Parkta bağımsızlık referandumu hakkında nabız yoklamaya çalışırken Ofis semtinde bir kutlamanın yapılacağı bilgisi geliyor. Mesut Barzani’ye yakın örgütlenmelerden bir grup, kısa süren bir yürüyüş yapıyor.

Sandıklar kapanmış, ilk gelen bilgilere göre katılım yüksek, evet oyları yüzde 90’nın üzerinde görünüyor. Ellerinde bayraklarla ve attıkları sloganlarla küçük bir grup bu erken sonucu kutluyor.

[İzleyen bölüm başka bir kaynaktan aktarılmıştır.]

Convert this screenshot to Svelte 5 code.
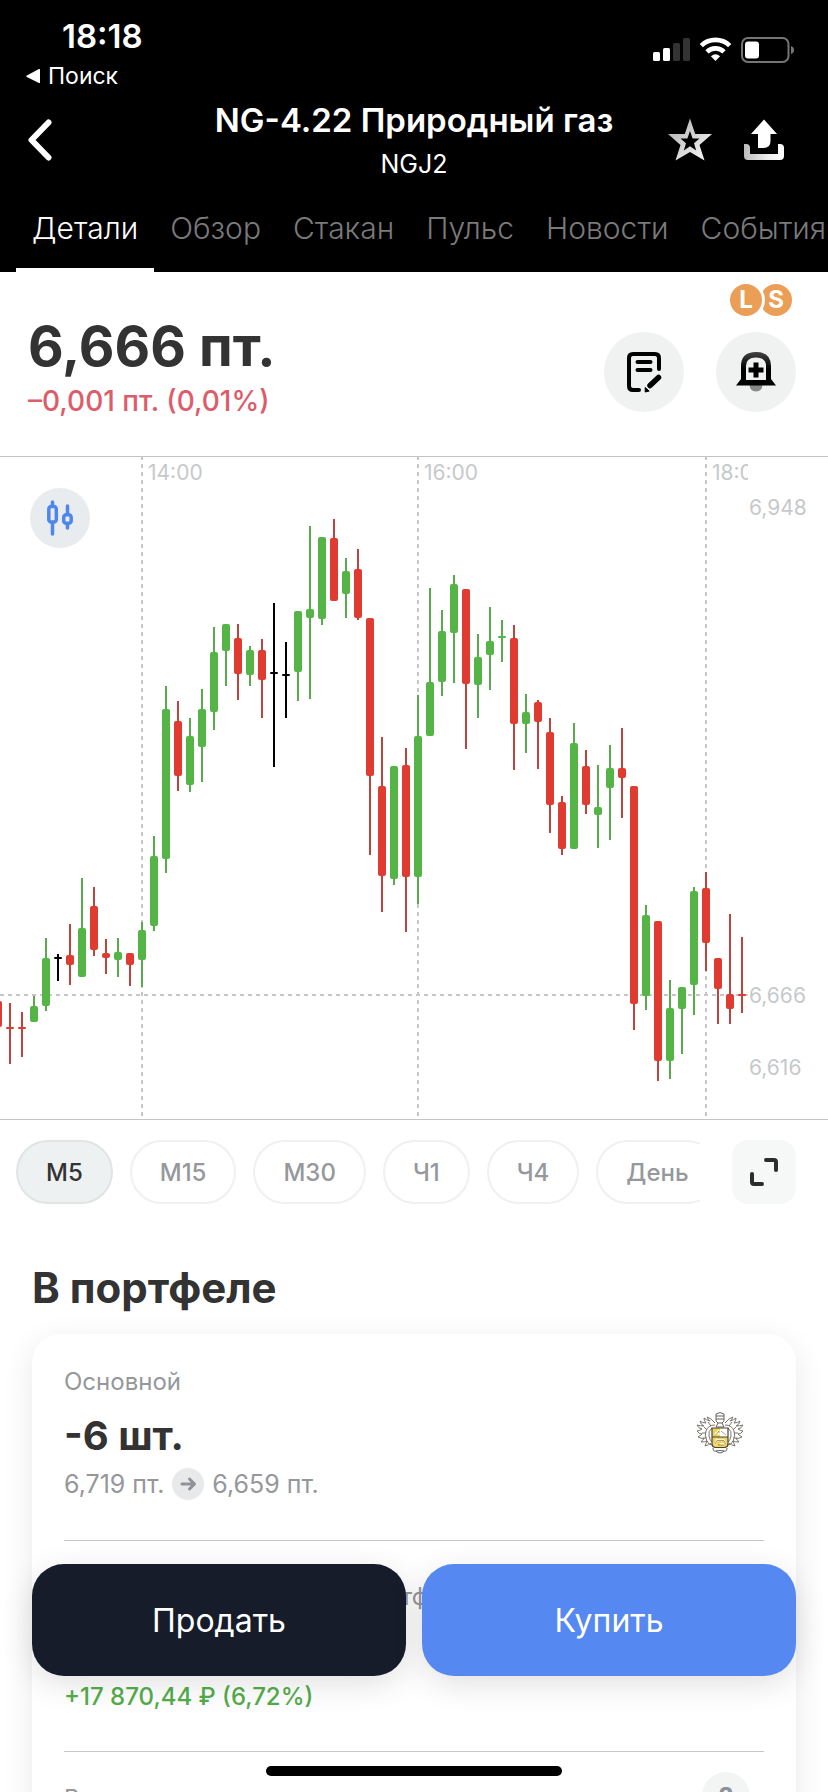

Polis anında eylem yerine intikal ediyor. Gençler polisle herhangi bir gerilime yer bırakmayacak şekilde dağılıyor. Diyarbakır sokaklarında tek kutlama gösterisi bu oluyor.

Mahalledeki bakkallar halkın nabzını doğruya yakın bilen insanlardır. Zaman zaman farkında olmadan haber kaynağı oluyorlar benim için. Bu kez bakkalın kendisi değil ama bakkalla muhabbet eden bir kadın, Diyarbakır’ın bağımsızlık referandumuyla ilgili tutumunu özetleyen bir cümle kuruyor. Türkiye’deki siyasetçilerin öfkeli açıklamalarını düşmanca bulduğunu, diğer ulusları sayarak herkesin bir ülkesi olduğunu anlatıyor. En sonunda Diyarbakır’da kullanılan ve o çok sevdiğim cümleyi kuruyor: “Herkesin bir devleti var, Kürtlerin de olsun, ma niye ne olmiş?”